Let X,Y,Z be a random variables. Prove that $P(X= x|Y = y) = \sum_z P(X= x,Z = z | Y = y)$
First of all on the LHD we know, that $P(X = x|Y = y) = \frac{P(X = x,Y = y)}{P(Y = y)}$.
The same we can do on the RHD: $\sum_z P(X = x,Z = z | Y = y) = \frac{\sum_z P(X = x,Z = z , Y = y)}{P(Y = y)}$
We get: $\frac{P(X = x,Y = y)}{P(Y = y)} = \frac{\sum_z P(X = x,Z = z , Y = y)}{P(Y = y)}$
$P(X = x,Y =y) = \sum_z P(X = x ,Z = z , Y = y)$
then on the RHD we use the chain rule of the probabilities:
$P(X = x,Y = Y) = \sum_z P(X = x|Z = z,Y = y) P(Y =y|Z = z) P(Z = z)$
In the case of $\sum_z$ $P(Z = z) = 1$ and $P(X = x|Z= z,Y = y) = P(X =x|Y = y)$
I am not sure about $P(Y = y|Z = z)$ but I suppose it's equal to $P(Y = y)$ as well.
Hence we get $P(X = x,Y = y) = P(X = x|Y = Y) P(Y = y)$ which is correct by definition.

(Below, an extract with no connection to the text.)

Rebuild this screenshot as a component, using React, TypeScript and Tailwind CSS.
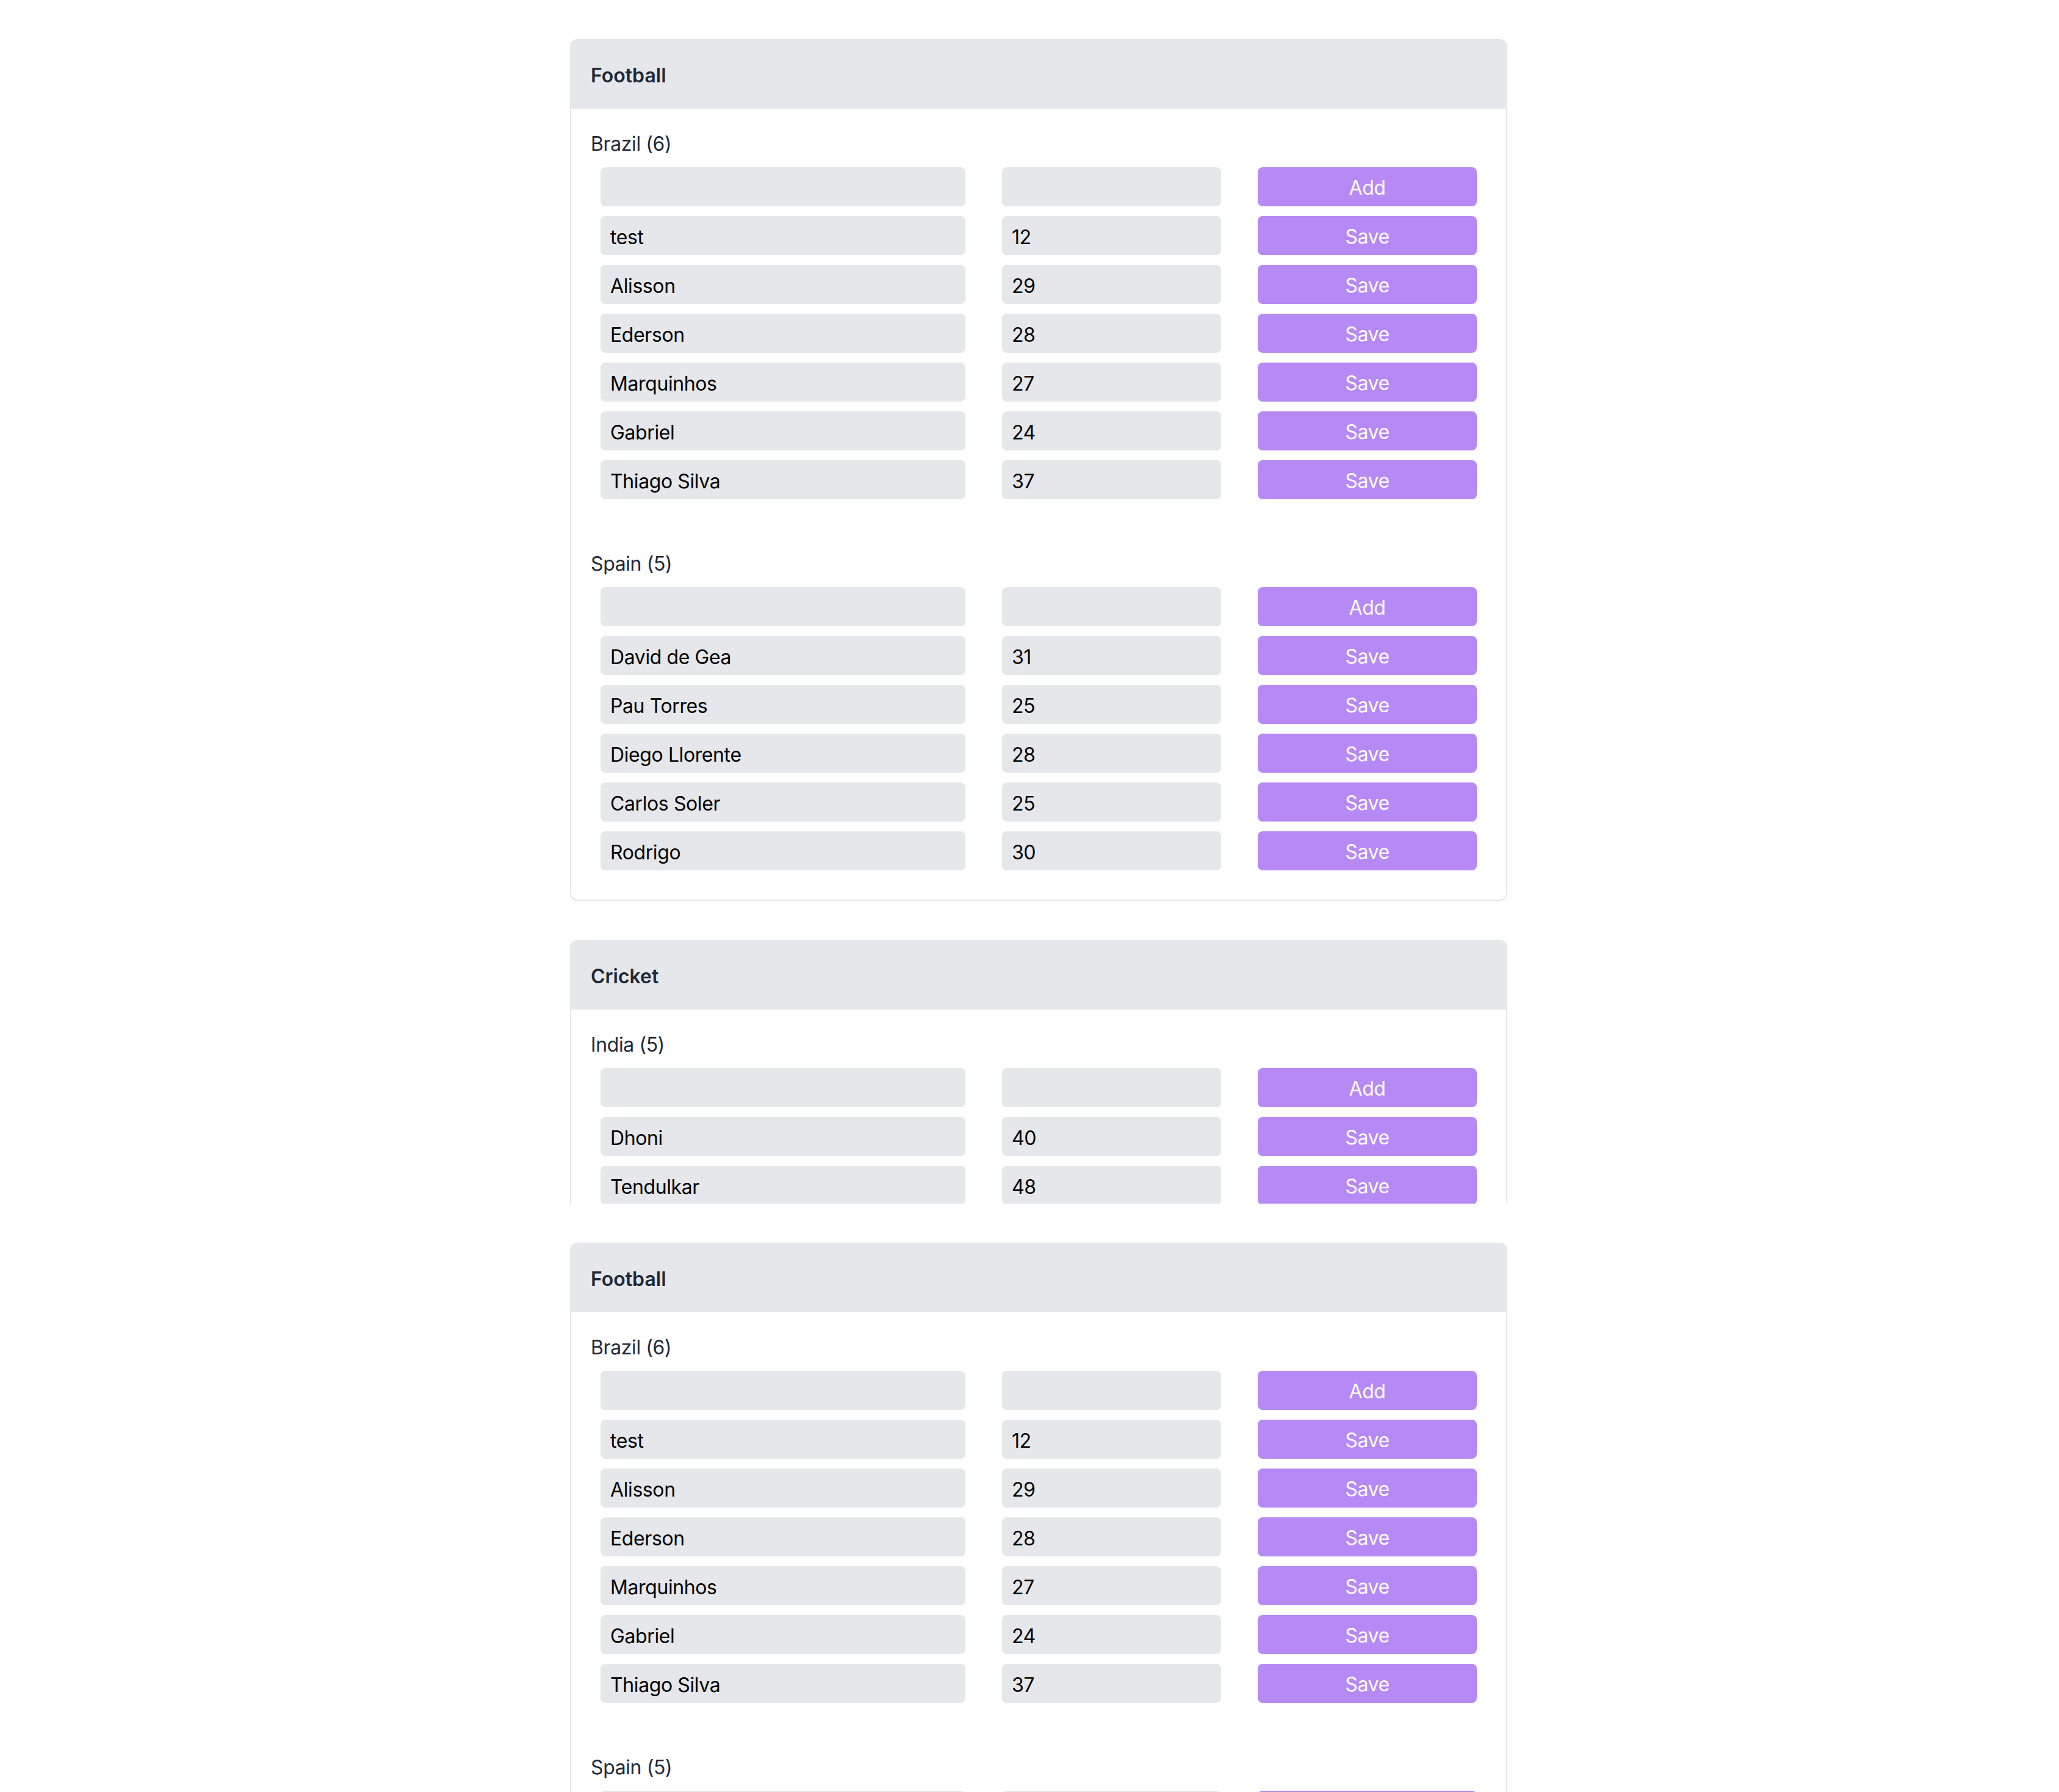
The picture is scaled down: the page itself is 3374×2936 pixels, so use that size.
import React from "react";

type Player = { name: string; age: number };
type Group = { country: string; count: number; players: Player[] };
type Sport = { sport: string; groups: Group[] };

const football: Sport = {
  sport: "Football",
  groups: [
    {
      country: "Brazil",
      count: 6,
      players: [
        { name: "test", age: 12 },
        { name: "Alisson", age: 29 },
        { name: "Ederson", age: 28 },
        { name: "Marquinhos", age: 27 },
        { name: "Gabriel", age: 24 },
        { name: "Thiago Silva", age: 37 },
      ],
    },
    {
      country: "Spain",
      count: 5,
      players: [
        { name: "David de Gea", age: 31 },
        { name: "Pau Torres", age: 25 },
        { name: "Diego Llorente", age: 28 },
        { name: "Carlos Soler", age: 25 },
        { name: "Rodrigo", age: 30 },
      ],
    },
  ],
};

const cricket: Sport = {
  sport: "Cricket",
  groups: [
    {
      country: "India",
      count: 5,
      players: [
        { name: "Dhoni", age: 40 },
        { name: "Tendulkar", age: 48 },
      ],
    },
  ],
};

function Row({ name, age, label }: { name: string; age: string; label: string }) {
  return (
    <div className="flex gap-[60px]">
      <input
        readOnly
        value={name}
        className="w-[598px] h-[64px] rounded-[8px] bg-[#e5e7eb] px-[16px] pt-[4px] text-[32px] tracking-[-0.4px] text-black outline-none"
      />
      <input
        readOnly
        value={age}
        className="w-[359px] h-[64px] rounded-[8px] bg-[#e5e7eb] px-[16px] pt-[4px] text-[32px] tracking-[-0.4px] text-black outline-none"
      />
      <button className="w-[359px] h-[64px] rounded-[8px] bg-[#b789f4] pt-[4px] text-white text-[32px] leading-[48px] tracking-[-0.4px]">
        {label}
      </button>
    </div>
  );
}

function Card({ data }: { data: Sport }) {
  return (
    <div className="w-[1536px] rounded-[12px] border-2 border-[#e5e7eb] overflow-hidden bg-white">
      <div className="bg-[#e5e7eb] px-[32px] pt-[34px] pb-[30px] text-[32px] leading-[48px] font-semibold text-[#1f2937]">
        {data.sport}
      </div>
      <div className="p-[32px] flex flex-col gap-[64px]">
        {data.groups.map((g) => (
          <div key={g.country}>
            <div className="pt-[2px] mb-[14px] text-[32px] leading-[48px] tracking-[-0.4px] text-[#1f2937]">
              {g.country} ({g.count})
            </div>
            <div className="flex flex-col gap-[16px] px-[16px] pb-[16px]">
              <Row name="" age="" label="Add" />
              {g.players.map((p) => (
                <Row key={p.name} name={p.name} age={String(p.age)} label="Save" />
              ))}
            </div>
          </div>
        ))}
      </div>
    </div>
  );
}

export default function App() {
  return (
    <div className="h-[2936px] overflow-hidden bg-white font-['Inter','Noto_Sans',sans-serif]">
      <div className="pt-[64px] pl-[934px] flex flex-col gap-[64px]">
        <Card data={football} />
        <div className="h-[432px] overflow-hidden">
          <Card data={cricket} />
        </div>
        <Card data={football} />
      </div>
    </div>
  );
}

We have: $$P(X=x\mid Y=y)P(Y=y)=P(X=x, Y=y)$$and: $$P(X=x, Z=z\mid Y=y)P(Y=y)=P(X=x, Z=z, Y=y)$$So if $P(Y=y)>0$ then proving that: $$P(X=x\mid Y=y)=\sum_zP(X=x,Z=z\mid Y=y)$$ comes to the same as proving that $$P(X=x, Y=y)=\sum_zP(X=x, Z=z, Y=z)\tag1$$
Here $(1)$ is an immediate consequence of:$$\{X=x,Y=y\}=\bigcup_z\{X=x,Z=z,Y=y)$$(preassuming that $Z$ is a discrete random variable and above $z$ ranges over a countable set that serves as support of $Z$).